Duke Franz Joseph in Bavaria, full German name: Franz Joseph Michael Karl Maria Evaristus Quirinus Ottokar Herzog in Bayern (23 March 1888, Schloss Tegernsee, Kingdom of Bavaria – 23 September 1912, Munich, Kingdom of Bavaria) was a Duke in Bavaria and member of the House of Wittelsbach. He was the fifth and youngest child of Duke Karl Theodor in Bavaria and Infanta Maria José of Portugal. Franz Joseph was the brother of Duke Ludwig Wilhelm in Bavaria and sisters Duchess Amalie in Bavaria, Duchess Sophie Adelheid in Bavaria, Duchess Elisabeth in Bavaria and Duchess Marie Gabrielle in Bavaria.

== Career ==
The Duke was a first lieutenant in Kaiser Wilhelm's own regiment of Uhlans, and a special instructor in the royal military riding academy in Munich. His horsemanship won him many prizes in German riding competitions.
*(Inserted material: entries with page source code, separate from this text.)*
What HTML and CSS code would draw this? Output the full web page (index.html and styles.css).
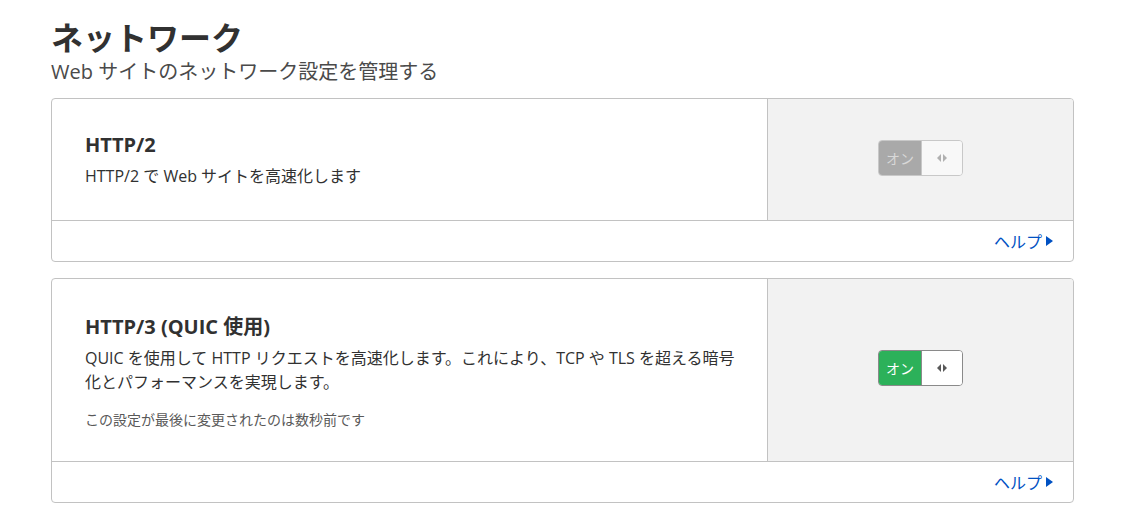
FILE: index.html
```html
<!DOCTYPE html>
<html lang="ja">
<head>
<meta charset="utf-8">
<link rel="stylesheet" href="styles.css">
</head>
<body>
<div class="page">
  <header class="page-head">
    <h1 class="page-title">ネットワーク</h1>
    <p class="page-sub">Web サイトのネットワーク設定を管理する</p>
  </header>

  <section class="card">
    <div class="card-main">
      <div class="card-text card-text-short">
        <h2 class="card-title">HTTP/2</h2>
        <p class="card-desc">HTTP/2 で Web サイトを高速化します</p>
      </div>
      <div class="card-control">
        <div class="toggle toggle-disabled">
          <span class="toggle-on">オン</span>
          <span class="toggle-knob"><svg width="10" height="8" viewBox="0 0 10 8"><path d="M4 0L0 4L4 8Z M6 0L10 4L6 8Z" fill="currentColor"/></svg></span>
        </div>
      </div>
    </div>
    <div class="card-foot"><a class="help" href="#">ヘルプ<svg width="7" height="10" viewBox="0 0 7 10"><path d="M0 0L7 5L0 10Z" fill="currentColor"/></svg></a></div>
  </section>

  <section class="card">
    <div class="card-main">
      <div class="card-text">
        <h2 class="card-title">HTTP/3 (QUIC 使用)</h2>
        <p class="card-desc">QUIC を使用して HTTP リクエストを高速化します。これにより、TCP や TLS を超える暗号化とパフォーマンスを実現します。</p>
        <p class="card-note">この設定が最後に変更されたのは数秒前です</p>
      </div>
      <div class="card-control">
        <div class="toggle toggle-active">
          <span class="toggle-on">オン</span>
          <span class="toggle-knob"><svg width="10" height="8" viewBox="0 0 10 8"><path d="M4 0L0 4L4 8Z M6 0L10 4L6 8Z" fill="currentColor"/></svg></span>
        </div>
      </div>
    </div>
    <div class="card-foot"><a class="help" href="#">ヘルプ<svg width="7" height="10" viewBox="0 0 7 10"><path d="M0 0L7 5L0 10Z" fill="currentColor"/></svg></a></div>
  </section>
</div>
</body>
</html>
```

FILE: styles.css
```css
* { box-sizing: border-box; }
html, body { margin: 0; padding: 0; background: #fff; }
body {
  font-family: "Open Sans", "Noto Sans CJK JP", sans-serif;
  color: #313131;
}
.page {
  padding: 17px 48px 0 51px;
}
.page-head { margin-bottom: 13px; }
.page-title {
  margin: 0;
  font-size: 32px;
  font-weight: 700;
  line-height: 42px;
  color: #313131;
}
.page-sub {
  margin: 0;
  font-size: 20px;
  line-height: 26px;
  color: #4a4a4a;
}
.card {
  border: 1px solid #c2c2c2;
  border-radius: 4px;
  margin-bottom: 16px;
  overflow: hidden;
}
.card-main {
  display: flex;
  border-bottom: 1px solid #c2c2c2;
}
.card-text {
  width: 716px;
  padding: 33px 18px 30px 33px;
  border-right: 1px solid #c2c2c2;
}
.card-text-short {
  padding-top: 31px;
  padding-bottom: 32px;
}
.card-title {
  margin: 0 0 4px;
  font-size: 20px;
  line-height: 30px;
  font-weight: 700;
  color: #313131;
}
.card-desc {
  margin: 0;
  font-size: 16px;
  line-height: 24px;
  color: #313131;
}
.card-note {
  margin: 15px 0 0;
  font-size: 14px;
  line-height: 22px;
  color: #595959;
}
.card-control {
  flex: 1;
  background: #f2f2f2;
  display: flex;
  align-items: center;
  justify-content: center;
}
.toggle {
  display: flex;
  width: 85px;
  height: 36px;
  margin-bottom: 4px;
  border-radius: 4px;
  overflow: hidden;
  border: 1px solid #a0a0a0;
}
.toggle-on {
  width: 42px;
  display: flex;
  align-items: center;
  justify-content: center;
  font-size: 14px;
  color: #fff;
}
.toggle-knob {
  flex: 1;
  display: flex;
  align-items: center;
  justify-content: center;
  background: #fff;
  border-left: 1px solid #a0a0a0;
  color: #595959;
}
.toggle-disabled { border-color: #c8c8c8; }
.toggle-disabled .toggle-on { background: #a9a9a9; color: #d8d8d8; }
.toggle-disabled .toggle-knob { background: #f8f8f8; border-left-color: #c8c8c8; color: #b0b0b0; }
.toggle-active { border-color: #8a8a8a; }
.toggle-active .toggle-on { background: #2cb15a; }
.toggle-active .toggle-knob { border-left-color: #8a8a8a; }
.card-foot {
  height: 40px;
  display: flex;
  align-items: center;
  justify-content: flex-end;
  padding-right: 20px;
}
.help {
  display: flex;
  align-items: center;
  gap: 4px;
  font-size: 16px;
  color: #0051c3;
  text-decoration: none;
}
```
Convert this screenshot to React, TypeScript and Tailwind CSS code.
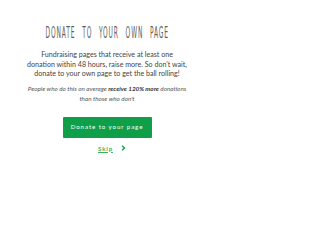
import React from "react";

export default function App() {
  return (
    <div className="w-[214px] h-[243px] bg-white flex flex-col items-center font-['Lato',sans-serif] text-[#3c3c3c]">
      <h1 className="mt-[26px] whitespace-nowrap text-[15px] leading-[14px] tracking-[2px] [word-spacing:9px] uppercase text-[#5e5e5e] font-['DejaVu_Sans_Condensed',sans-serif] font-extralight scale-x-[0.44]">
        Donate to your own page
      </h1>
      <p className="mt-[10px] text-center text-[7.1px] leading-[9.5px] text-[#444] w-[190px]">
        Fundraising pages that receive at least one<br />donation within 48 hours, raise more. So don't wait,<br />donate to your own page to get the ball rolling!
      </p>
      <p className="mt-[5px] text-center text-[6.3px] leading-[10.5px] italic text-[#555] w-[210px]">
        People who do this on average <b className="font-bold text-[#333]">receive 120% more</b> donations<br />than those who don't
      </p>
      <button className="mt-[12px] w-[89px] h-[21px] bg-[#0e9f48] text-white text-[6.2px] tracking-[0.9px] whitespace-nowrap rounded-[1px]">
        Donate to your page
      </button>
      <div className="mt-[6px] flex items-center gap-[8px] pl-[10px]">
        <span className="text-[6.2px] tracking-[0.8px] underline text-[#3db05e] font-bold">Skip</span>
        <svg width="5" height="6" viewBox="0 0 5 6">
          <path d="M1.2 0.8 L3.4 3 L1.2 5.2" stroke="#1b9e4b" strokeWidth="1.5" fill="none" />
        </svg>
      </div>
    </div>
  );
}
== Trip to America, 1910==
Duke Franz Josef in Bavaria visited the US in 1910 and hunted grizzly bears though the US press speculated on a possible American match (so popular at the time). The speculation was furthered when Franz Joseph commented on his cousin Prince Miguel's lovely American bride, Anita Stewart. He also told the papers nothing would 'stand in the way' of an American match though that wasn't the purpose of the visit. Before heading out west, he was widely feted in East Coast society.
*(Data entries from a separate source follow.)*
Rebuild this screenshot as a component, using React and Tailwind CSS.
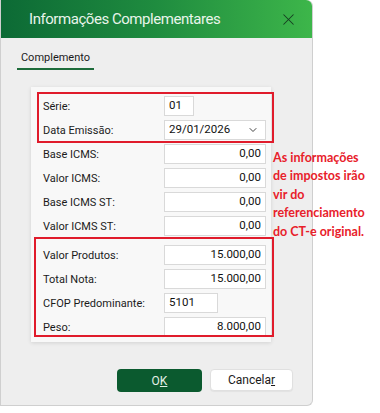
import { ChevronDown, X } from 'lucide-react'

const font = { fontFamily: 'Roboto, "Noto Sans", sans-serif' }

function Field({ label, value, width = 'w-[102px]', align = 'text-right', chevron }) {
  return (
    <div className="flex items-center h-5">
      <span className="w-[121px] text-[11px] text-[#1b1b1b] leading-none">{label}</span>
      <div
        className={`${width} h-5 bg-white border border-[#d9d9d9] flex items-center px-1 text-[11.5px] text-[#111] ${align}`}
      >
        <span className="flex-1 leading-none">{value}</span>
        {chevron && <ChevronDown className="w-3 h-3 mr-0.5 text-[#444]" strokeWidth={2} />}
      </div>
    </div>
  )
}

export default function App() {
  return (
    <div className="relative w-[380px] h-[413px] bg-white overflow-hidden" style={font}>
      {/* Dialog */}
      <div className="w-[313px] h-[406px] bg-[#eeeeee] rounded-r-[6px] border-r border-b border-l border-[#cfcfcf] flex flex-col">
        {/* Title bar */}
        <div className="h-[38px] rounded-tr-[6px] bg-gradient-to-r from-[#0c6a35] via-[#1f8c3f] to-[#3db64a] flex items-center pl-[28px] pr-[14px]">
          <span className="flex-1 text-[15px] text-[#e8f4ea] tracking-[-0.45px]">Informações Complementares</span>
          <X className="w-[19px] h-[19px] text-[#173d22]" strokeWidth={1.3} />
        </div>

        {/* Tab */}
        <div className="pl-[16px] pt-[12px]">
          <div className="w-[77px] border-b-2 border-[#1d6b3a] pb-[3px] text-center text-[11px] text-[#1b1b1b] leading-[15px]">
            Complemento
          </div>
        </div>

        {/* Panel */}
        <div className="relative ml-[30px] mt-[17px] w-[240px] h-[255px] bg-[#f8f8f8] shadow-[0_1px_4px_rgba(0,0,0,0.12)]">
          <div className="pl-[12px] pt-[9px] flex flex-col gap-1">
            <Field label="Série:" value="01" width="w-[30px]" align="text-left" />
            <Field label="Data Emissão:" value="29/01/2026" align="text-left" chevron />
            <Field label="Base ICMS:" value="0,00" />
            <Field label="Valor ICMS:" value="0,00" />
            <Field label="Base ICMS ST:" value="0,00" />
            <Field label="Valor ICMS ST:" value="0,00" />
            <div className="h-px" />
            <Field label="Valor Produtos:" value="15.000,00" />
            <Field label="Total Nota:" value="15.000,00" />
            <Field label="CFOP Predominante:" value="5101" width="w-[54px]" align="text-left" />
            <Field label="Peso:" value="8.000,00" />
          </div>

          {/* Annotation boxes */}
          <div className="absolute left-[6px] top-[5px] w-[237px] h-[51px] border-2 border-[#e01b2b]" />
          <div className="absolute left-[3px] top-[150px] w-[240px] h-[100px] border-2 border-[#e01b2b]" />
        </div>

        {/* Buttons */}
        <div className="mt-auto mb-[13px] flex justify-end gap-2 pr-[19px]">
          <button className="w-[85px] h-[23px] rounded-[4px] bg-[#0b5a2f] text-[#e3f1e6] text-[12px]">
            O<span className="underline">K</span>
          </button>
          <button className="w-[83px] h-[22px] rounded-[4px] bg-white border border-[#e0e0e0] text-[#1b1b1b] text-[12px] shadow-[0_1px_1px_rgba(0,0,0,0.05)]">
            Cancela<span className="underline">r</span>
          </button>
        </div>
      </div>

      {/* Annotation text */}
      <div
        className="absolute left-[273px] top-[149px] text-[12.5px] leading-[18.4px] font-bold text-[#e8202a]"
        style={{ fontFamily: 'Lato, "Noto Sans", sans-serif' }}
      >
        As informações
        <br />
        de impostos irão
        <br />
        vir do
        <br />
        referenciamento
        <br />
        do CT-e original.
      </div>
    </div>
  )
}
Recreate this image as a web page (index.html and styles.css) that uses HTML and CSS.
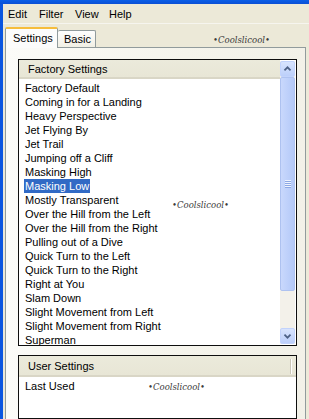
FILE: index.html
```html
<!DOCTYPE html>
<html>
<head>
<meta charset="utf-8">
<link rel="stylesheet" href="styles.css">
</head>
<body>
<div class="window">
  <div class="titlebar"></div>
  <div class="frame">
    <div class="menubar">
      <span class="menu m-edit">Edit</span>
      <span class="menu m-filter">Filter</span>
      <span class="menu m-view">View</span>
      <span class="menu m-help">Help</span>
    </div>
    <div class="tabs">
      <div class="tab active">Settings</div>
      <div class="tab">Basic</div>
    </div>
    <div class="panel">
      <div class="listbox factory">
        <div class="lb-main">
          <div class="lb-header">Factory Settings</div>
          <ul class="items">
            <li>Factory Default</li>
            <li>Coming in for a Landing</li>
            <li>Heavy Perspective</li>
            <li>Jet Flying By</li>
            <li>Jet Trail</li>
            <li>Jumping off a Cliff</li>
            <li>Masking High</li>
            <li><span class="sel">Masking Low</span></li>
            <li>Mostly Transparent</li>
            <li>Over the Hill from the Left</li>
            <li>Over the Hill from the Right</li>
            <li>Pulling out of a Dive</li>
            <li>Quick Turn to the Left</li>
            <li>Quick Turn to the Right</li>
            <li>Right at You</li>
            <li>Slam Down</li>
            <li>Slight Movement from Left</li>
            <li>Slight Movement from Right</li>
            <li>Superman</li>
          </ul>
        </div>
        <div class="scrollbar">
          <div class="sb-btn">
            <svg width="15" height="16" viewBox="0 0 15 16"><path d="M4 9.5 L7.5 6 L11 9.5" fill="none" stroke="#4d6185" stroke-width="2"/></svg>
          </div>
          <div class="sb-thumb">
            <div class="grip"></div>
            <div class="grip"></div>
            <div class="grip"></div>
            <div class="grip"></div>
          </div>
          <div class="sb-track"></div>
          <div class="sb-btn">
            <svg width="15" height="16" viewBox="0 0 15 16"><path d="M4 6.5 L7.5 10 L11 6.5" fill="none" stroke="#4d6185" stroke-width="2"/></svg>
          </div>
        </div>
      </div>
      <div class="listbox user">
        <div class="lb-main">
          <div class="lb-header user-header">User Settings<span class="hdr-sep"></span></div>
          <ul class="items">
            <li>Last Used</li>
          </ul>
        </div>
      </div>
    </div>
  </div>
  <span class="wm wm1">•Coolslicool•</span>
  <span class="wm wm2">•Coolslicool•</span>
  <span class="wm wm3">•Coolslicool•</span>
</div>
</body>
</html>
```
FILE: styles.css
```css
* { box-sizing: border-box; }
html, body {
  margin: 0;
  padding: 0;
  width: 309px;
  height: 419px;
  overflow: hidden;
  background: #ece9d8;
  font-family: Tahoma, "Liberation Sans", Arial, sans-serif;
  font-size: 11px;
  color: #000;
}
.window {
  position: relative;
  width: 309px;
  height: 419px;
  display: flex;
  flex-direction: column;
}
.titlebar {
  height: 4px;
  background: linear-gradient(#0a5fe8, #0b4fd4);
  flex: none;
}
.frame {
  flex: 1;
  border-left: 3px solid #0b56e0;
  background: #ece9d8;
  display: flex;
  flex-direction: column;
}
.menubar {
  height: 20px;
  display: flex;
  align-items: center;
  padding-left: 5px;
  flex: none;
  border-bottom: 1px solid #f6f5ef;
}
.menu { line-height: 20px; font-size: 11px; }
.m-edit { width: 31px; }
.m-filter { width: 36px; }
.m-view { width: 34px; }
.m-help { width: 30px; }
.tabs {
  margin-top: 3px;
  height: 20px;
  display: flex;
  align-items: flex-end;
  padding-left: 2px;
  flex: none;
  position: relative;
  z-index: 1;
}
.tab {
  height: 17px;
  line-height: 16px;
  font-size: 11px;
  background: linear-gradient(#fefefe, #f1efe4);
  border: 1px solid #919b9c;
  border-bottom: none;
  border-radius: 2px 2px 0 0;
}
.tab.active {
  width: 53px;
  padding: 0 0 0 7px;
  line-height: 18px;
  background: #fcfcfb;
  border-top: 2px solid #f6bd3c;
  border-left: 1px solid #919b9c;
  border-right: 1px solid #919b9c;
  margin-bottom: -1px;
  height: 21px;
}
.tab:not(.active) {
  width: 38px;
  padding-left: 6px;
  border-left: none;
}
.panel {
  flex: 1;
  margin-left: 2px;
  margin-right: 3px;
  border: 1px solid #919b9c;
  border-bottom: none;
  background: linear-gradient(90deg, #fbfbf8, #f5f4ec 60%, #f2f1e8);
  padding: 11px 8px 0 12px;
  display: flex;
  flex-direction: column;
  gap: 9px;
}
.listbox {
  border: 1px solid #0e0e0e;
  background: #fff;
  display: flex;
}
.factory { height: 287px; }
.user { flex: 1; }
.lb-main {
  flex: 1;
  overflow: hidden;
  display: flex;
  flex-direction: column;
}
.lb-header {
  height: 19px;
  flex: none;
  background: linear-gradient(#ebeadb, #e8e6d6);
  border-bottom: 2px solid #d9d6c6;
  padding-left: 9px;
  line-height: 18px;
  font-size: 11px;
  position: relative;
}
.user-header { height: 21px; line-height: 20px; }
.hdr-sep {
  position: absolute;
  right: 5px;
  top: 3px;
  width: 1px;
  height: 15px;
  background: #cbc7b8;
  box-shadow: 1px 0 0 #fff;
}
.items {
  list-style: none;
  margin: 0;
  padding: 2px 0 0 6px;
}
.items li {
  height: 14px;
  line-height: 14px;
  font-size: 11px;
  white-space: nowrap;
}
.sel {
  background: #316ac5;
  color: #fff;
  display: inline-block;
  padding: 0 1px;
  margin-left: -1px;
}
.scrollbar {
  width: 15px;
  flex: none;
  display: flex;
  flex-direction: column;
  background: #f3f1ea;
  margin: 1px 1px 1px 0;
}
.sb-btn {
  height: 16px;
  flex: none;
  background: linear-gradient(#d8e4fd, #bccffa);
  border: 1px solid #c2d3fc;
  border-radius: 2px;
  display: flex;
  align-items: center;
  justify-content: center;
}
.sb-btn svg { display: block; }
.sb-thumb {
  height: 214px;
  flex: none;
  background: linear-gradient(90deg, #c9d8fc, #bccffa 60%, #b5c9f7);
  border: 1px solid #aec2f0;
  border-radius: 2px;
  display: flex;
  flex-direction: column;
  align-items: center;
  justify-content: center;
}
.grip {
  width: 6px;
  height: 1px;
  background: #eef3fe;
  box-shadow: 0 1px 0 #8ca7e4;
  margin-bottom: 1px;
}
.sb-track { flex: 1; }
.wm {
  position: absolute;
  font-family: "DejaVu Serif", "Liberation Serif", serif;
  font-style: italic;
  font-size: 8.5px;
  color: #3a3a3a;
  white-space: nowrap;
}
.wm1 { left: 213px; top: 35px; }
.wm2 { left: 172px; top: 200px; }
.wm3 { left: 148px; top: 382px; }
```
Duke Franz Josef also spent time in New York City, where he stayed at the Plaza, and he was the "most-talked-about nobleman" to visit the US since Prince Henry of Prussia. Franz did not stand on ceremony. He liked to stroll about the city without his "suite of servants." He took in boxing matches, "took a look behind the scenes in the leading Broadway comic operas." He commented as being "highly pleased" with American chorus girls. The local media hailed the duke as "the most democratic nobleman that had ever landed in New York." Franz Josef was introduced to numerous American debutantes, but left the country without "tales of romance." He explained that he could not marry an American "unless he chose to lose his standing in the ducal family at home."

== Personal life ==
The young Duke Franz Josef had remained unmarried until his death in 1912, at the age of just 24 years old.
- Archduchess Elizabeth Franciska betrothal, broken in April 1912—additional info

Though remaining unmarried, through his relationship with Caroline "Lilly" Stockhammer, he became the progenitor of the von Plottnitz-Stockhammer family, which has produced descendants prominent in politics, education, and the arts. He is the grandfather of the German politician Rupert von Plottnitz (Franz-Joseph Rupert Ottomar von Plottnitz-Stockhammer), born July 4, 1940, in Danzig.

==Death==
Franz Joseph died of polio in 1912, the same year as his sisters Marie Gabrielle and Amélie. He was 24 years old at the time of his death.